Removing a tree that's in close proximity to a home involves much more care than removing a tree from an open area, and there are many more factors to consider before you start and after the tree is felled. The primary reason for this extra care is avoiding potential damage to the house, but the damage can be caused by more than just a tree falling the wrong way.
Establish the Tree's Root Structure
Perhaps more important than the top of the tree are the roots, which can grow underneath your foundation and start to cause damage by cracking concrete or breaking utility pipes and cables. If there is no damage yet, you need to find out two things: Where the tree's roots are growing, and if they need to be removed.
If there is no damage, you may be able to get away with simply killing the roots and preventing them from growing any further. If they are presenting a threat, however, you'll need to prepare to remove at least the bulk of the roots from around and underneath your foundation.
Prepare to Kill the Stump
If the roots may potentially turn into a problem if they keep growing, you'll want to kill the stump as soon as you can. To do this you'll need a herbicide ready to apply to the freshly cut stump – most herbicides need to be applied quickly, while the cut is still fresh, in order to be effective.
Before you cut the tree, have your herbicide ready. To make it more effective, you can also drill a number of holes a few inches deep into the stump and pour the herbicide inside. Either way, however, this is best done before the stump can start to heal over.
Direct the Fall
Taking down the actual tree is one of the toughest parts because you need a way to direct a large amount of weight. Cutting a notch into the side of the tree of the direction you want it to fall is a good start. For improved control, attach one end of a rope or cable around the tree trunk and the other end to a truck. As you very slowly cut the tree at its base, you can slowly drive the vehicle forward to start its fall in the right direction.
Because of the damage this could do to your vehicle if the tree falls on it, use the vehicle primarily for security and direction, not to pull the tree over. When the tree starts to lean in the right direction, move the vehicle to safety and continue the cut.
Remove the Roots
If the roots have started to grow underneath your foundation, you should try to remove as much of them as you can. This process isn't difficult, but it can be tedious. You will need to dig a few feet down, then a few feet underneath your foundation to reach most of the roots.

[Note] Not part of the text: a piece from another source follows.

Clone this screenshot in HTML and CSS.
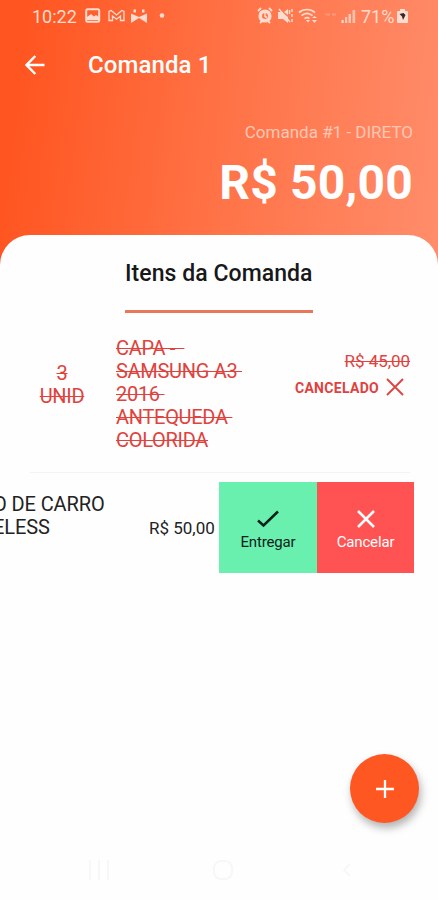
FILE: index.html
```html
<!DOCTYPE html>
<html lang="pt-BR">
<head>
<meta charset="utf-8">
<meta name="viewport" content="width=device-width, initial-scale=1">
<title>Comanda 1</title>
<link rel="stylesheet" href="styles.css">
</head>
<body>
<div class="phone">
  <header class="hero">
    <div class="status">
      <span class="clock">10:22</span>
      <svg class="status-left" width="84" height="20" viewBox="0 0 84 20" fill="none" stroke="currentColor">
        <rect x="1.2" y="3.2" width="13" height="12.600" rx="1.5" stroke-width="2"/>
        <path d="M2 14v-3l4-3 3 2.500 2-1.500 3 2v3z" fill="currentColor" stroke="none"/>
        <path d="M24 14.500V5.500l2.200-1 5.300 4.500 5.300-4.500 2.200 1v9h-3.500V10l-4 3.200-4-3.200v4.500z" stroke-width="1.300"/>
        <path d="M46 7.500l8 3.500 8-3.500v9.500l-8-5-8 5z" fill="currentColor" stroke="none"/><path d="M48.500 5h2.500M57 5h2.500" stroke-width="3"/>
        <circle cx="77" cy="9.500" r="2.300" fill="currentColor" stroke="none"/>
      </svg>
      <svg class="status-right" width="100" height="20" viewBox="0 0 100 20" fill="none" stroke="currentColor">
        <circle cx="8" cy="10" r="4.800" stroke-width="3.600"/><path d="M1 5l3-3M12 2l3 3M3 17l2-2M13 17l-2-2" stroke-width="1.800"/><path d="M8 7v3.500l2 1" stroke-width="1.400"/>
        <path d="M21 6h3.500L31 11v6l-5-4h-5zM27 6l4-3v6z" fill="currentColor" stroke="none"/><path d="M22 3l11 13M35 3v3M35 8v3M35 13v3M32.500 4v4" stroke-width="1.500"/>
        <path d="M42 6.500c4.500-4 11.500-4 16 0M44.500 9.700c3.500-3 7.500-3 11 0M47.500 12.700c1.700-1.400 3.500-1.400 5 0" stroke-width="1.700"/><path d="M49 14h4l-2 2.500zM55 12l2.500-2 2.500 2zM55 14l2.500 3 2.500-3z" fill="currentColor" stroke="none"/>
        <path d="M68.500 8.500h4.500M75 8.500h4" stroke-width="2" opacity=".3"/>
        <g stroke="none" fill="currentColor"><rect x="84.500" y="14" width="2.200" height="3"/><rect x="88" y="11" width="2.200" height="6" opacity=".8"/><rect x="91.500" y="8" width="2.500" height="9" opacity=".8"/><rect x="95.500" y="4" width="2.700" height="13" opacity=".7"/></g>
      </svg>
      <span class="percent">71%</span>
      <svg class="battery" width="11" height="16" viewBox="0 0 11 16"><path d="M3 1h5v2h2a1 1 0 0 1 1 1v10a1 1 0 0 1-1 1H1a1 1 0 0 1-1-1V4a1 1 0 0 1 1-1h2z" fill="currentColor"/><path d="M2.500 6l4-1 2 2-2.500 5-1-3.500z" fill="#33292a"/></svg>
    </div>
    <nav class="appbar">
      <svg class="back" width="20" height="20" viewBox="0 0 20 20" fill="none" stroke="currentColor" stroke-width="2.500"><path d="M19.500 10H1.800M10.300 1L1.500 10l8.800 9"/></svg>
      <h1>Comanda 1</h1>
    </nav>
    <div class="summary">
      <div class="order">Comanda #1 - DIRETO</div>
      <div class="total">R$ 50,00</div>
    </div>
  </header>
  <main class="sheet">
    <h2><span>Itens da Comanda</span></h2>
    <section class="item cancelled">
      <div class="qty">3
UNID</div>
      <div class="name">CAPA - &nbsp;
SAMSUNG A3 
2016 
ANTEQUEDA 
COLORIDA</div>
      <div class="side">
        <div class="old"><span>R$ 45,00</span></div>
        <div class="state"><span>CANCELADO</span><svg width="18" height="18" viewBox="0 0 18 18" fill="none" stroke="currentColor" stroke-width="1.800"><path d="M1 1l16 16M17 1L1 17"/></svg></div>
      </div>
    </section>
    <section class="item swiped">
      <div class="name">O DE CARRO
ELESS</div>
      <div class="price"><span>R$ 50,00</span></div>
      <button class="deliver"><svg width="22" height="18" viewBox="0 0 22 18" fill="none" stroke="currentColor" stroke-width="2.500"><path d="M1 10.500l5.500 5L21 1.500"/></svg><span>Entregar</span></button>
      <button class="cancel"><svg width="18" height="18" viewBox="0 0 18 18" fill="none" stroke="currentColor" stroke-width="2.500"><path d="M1 1l16 16M17 1L1 17"/></svg><span>Cancelar</span></button>
    </section>
  </main>
  <button class="fab"><svg width="18" height="18" viewBox="0 0 18 18" stroke="currentColor" stroke-width="2.300"><path d="M9 0v18M0 9h18"/></svg></button>
  <footer class="sysnav">
    <svg width="22" height="22" viewBox="0 0 22 22" stroke="currentColor" stroke-width="2"><path d="M2 1v20M11 1v20M20 1v20"/></svg>
    <svg width="22" height="22" viewBox="0 0 22 22" fill="none" stroke="currentColor" stroke-width="2"><rect x="2" y="2" width="18" height="18" rx="7"/></svg>
    <svg width="22" height="22" viewBox="0 0 22 22" fill="none" stroke="currentColor" stroke-width="2"><path d="M14 5l-6 6 6 6"/></svg>
  </footer>
</div>
</body>
</html>
```
FILE: styles.css
```css
* { box-sizing: border-box; }
body { margin: 0; font-family: Roboto, sans-serif; background: #fefefe; color: #222; }
h1, h2 { margin: 0; }
svg { display: block; flex: none; }
button { border: 0; padding: 0; font: inherit; }
.phone { width: 438px; height: 900px; overflow: hidden; display: flex; flex-direction: column; position: relative; }
.hero { height: 270px; flex: none; background: linear-gradient(97deg, #ff5520 5%, #ff7246 50%, #ff8d6b 100%); color: #fff; }
.status { height: 32px; display: flex; align-items: center; padding-left: 32px; color: #ffdccf; font-size: 18px; white-space: nowrap; }
.clock { width: 53px; }
.status-right { margin-left: 88px; }
.percent { margin-left: 4px; width: 36px; }
.battery { margin-left: 0; }
.appbar { height: 65px; display: flex; align-items: center; padding-left: 25px; }
.appbar h1 { margin-left: 43px; font-size: 24px; font-weight: 500; line-height: 30px; letter-spacing: .1px; padding-top: 1px; white-space: nowrap; }
.summary { padding: 25px 25px 0 0; text-align: right; white-space: nowrap; }
.order { font-size: 17px; line-height: 20px; color: #ffc7b4; }
.total { font-size: 48px; font-weight: 700; line-height: 56px; letter-spacing: .2px; margin-top: 13px; }
.sheet { flex: 1; margin-top: -35px; background: #fefefe; border-radius: 30px 30px 0 0; }
.sheet h2 { display: flex; justify-content: center; padding-top: 25px; font-size: 23px; line-height: 28px; font-weight: 500; letter-spacing: .06px; color: #18181a; white-space: nowrap; }
.sheet h2 span { width: 188px; padding-bottom: 22px; border-bottom: 3px solid #e87858; }
.item { display: flex; white-space: pre; }
.cancelled { height: 160px; margin: 0 28px 0 30px; padding-top: 24px; color: #e0423d; border-bottom: 1px solid #f3f3f3; }
.cancelled .qty { width: 64px; padding-top: 25px; text-align: center; }
.qty, .name { font-size: 20px; line-height: 23px; letter-spacing: -.3px; }
.qty, .cancelled .name, .old { text-decoration: line-through; text-decoration-thickness: 1px; }
.cancelled .name { margin-left: 22px; }
.side { margin-left: auto; padding-top: 13px; display: flex; flex-direction: column; align-items: flex-end; }
.old { font-size: 17px; line-height: 22px; letter-spacing: -.05px; }
.state { display: flex; align-items: center; gap: 7px; margin: 3px 6px 0 0; font-size: 14px; font-weight: 700; line-height: 20px; letter-spacing: .3px; }
.state span { padding-top: 3px; }
.swiped { height: 91px; margin-top: 9px; }
.swiped .name { width: 148px; margin-left: -7px; padding-top: 11px; letter-spacing: -.1px; }
.price { width: 78px; padding: 35px 0 0 8px; font-size: 17px; line-height: 22px; }
.deliver, .cancel { display: flex; flex-direction: column; align-items: center; justify-content: center; gap: 5px; font-size: 15px; line-height: 18px; letter-spacing: -.15px; padding-top: 6px; }
.deliver { width: 98px; background: #69f0ae; color: #0d2119; }
.cancel { width: 97px; background: #ff5252; color: #fff; }
.fab { position: absolute; left: 350px; top: 754px; width: 69px; height: 69px; border-radius: 50%; background: #ff5722; color: #fff; display: grid; place-items: center; box-shadow: 2px 5px 9px rgba(0,0,0,.3); }
.sysnav { height: 60px; display: flex; justify-content: space-between; align-items: center; padding: 0 80px 0 88px; color: #f7f7f7; }
```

Before you start digging or cutting, make sure you know where all of your utility lines and pipes are so you don't strike anything important. Either consult the blueprints for your house or call your utility companies for advice.
The roots can be removed by digging out the dirt around and under them and using a chainsaw to cut them out. Make sure the chainsaw doesn't get into the dirt; dirt can clog up a chainsaw very quickly.
When replacing the dirt you removed, lay down a few inches at a time, soak it with water, and repeat with the next few inches of dirt. This lets the soil compact itself as you replace it.